Tougher demands by EU regulators may force banks such as Standard Chartered to shift more jobs to Europe than originally planned due to Brexit, one of the lender’s top bosses has warned.
Standard Chartered has been waiting nearly nine months for EU officials to approve a banking licence that will turn its Frankfurt branch into a subsidiary, and while it originally expected approval by spring, it has been at the mercy of regulators still finding their footing.
Tracy Clarke, the bank’s regional CEO for Europe and the Americas, told the Press Association: “Because we were one of the first (to apply for a licence) there was no precedent for us, or for them.
“It’s been a learning process on both sides.”
While dialogue with German regulators and the European Central Bank (ECB) has been “very constructive”, Mrs Clarke said they have become increasingly strict.
“They’re getting firmer about what they expect to see, and their stance is therefore becoming a bit tougher actually,” Mrs Clarke said.
The ECB has been clear that it will not tolerate so-called brass plate operations, but Standard Chartered is trying to navigate rules around how they outsource tasks across its own subsidiaries.
It now expects banks such as Standard Chartered to create a dedicated outsourcing unit which the ECB hopes will have “real teeth”, Ms Clarke said.
“We expect that onshore in Germany that there will be very strong oversight on anything of any service that is performed offshore,” Mrs Clarke said.
While the details are still being ironed out, Mrs Clarke explained that the outsourcing officer might end up making regular visits to sites where activities are outsourced and may “have the ability to change the process if they think it’s not appropriate for Germany, for example”.
Ultimately, it means banks such as Standard Chartered may end up moving more jobs due to Brexit than originally planned.
“For us, it still won’t be hundreds more people because of the size and scale of our business, so you might be talking a few more for us.
“But if they’re taking this approach with all other banks who are much bigger than we are in terms of their European business, that could be more significant,” she warned.
Mrs Clarke, who is also chief executive of Standard Chartered private bank, explained that staff dedicated to activities such as trade finance processing or document checking currently sit offshore in some of Standard Chartered’s business hubs in the likes of Chennai, Kuala Lumpur or Tianjin.
“We rely on that in our global business model, we rely on shared services a lot – either for expertise or for efficiency.
“So they’re not against that, but there is lots of scrutiny on it,” she said.
The ECB would not comment directly on Standard Chartered’s comments, but a spokesman for the central bank said: “The ECB is keen to prevent banks from creating empty shells when granting licences to international banks setting up new subsidiaries in the euro area in the context of Brexit.
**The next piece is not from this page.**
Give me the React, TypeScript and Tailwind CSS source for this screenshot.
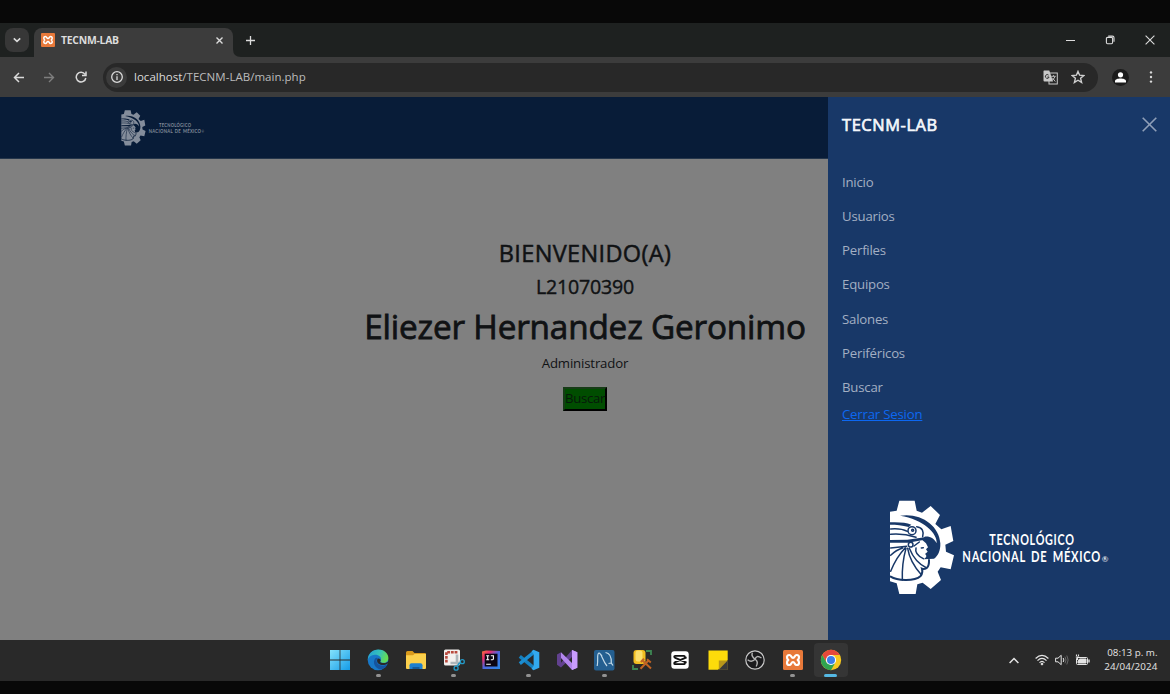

“To this end, the ECB will focus on five key areas when assessing licence applications, namely to ensure that subsidiaries have adequate local management capabilities, some access to financial market infrastructures, some hedging and trading capabilities, do not fully rely on intra-group booking and hedging strategies and can provide accurate data on their local activities.”
Mrs Clarke said Standard Chartered is “hopefully” in the final stages of its licensing application which it expects to be approved in the coming months.
“There’s still quite a bit more work to do frankly. I would be hopeful that if we can navigate our way through some of the latest discussions that we’re having with Bafin and the ECB, then end of the summer, early autumn, that would be our target time frame to have the licence.”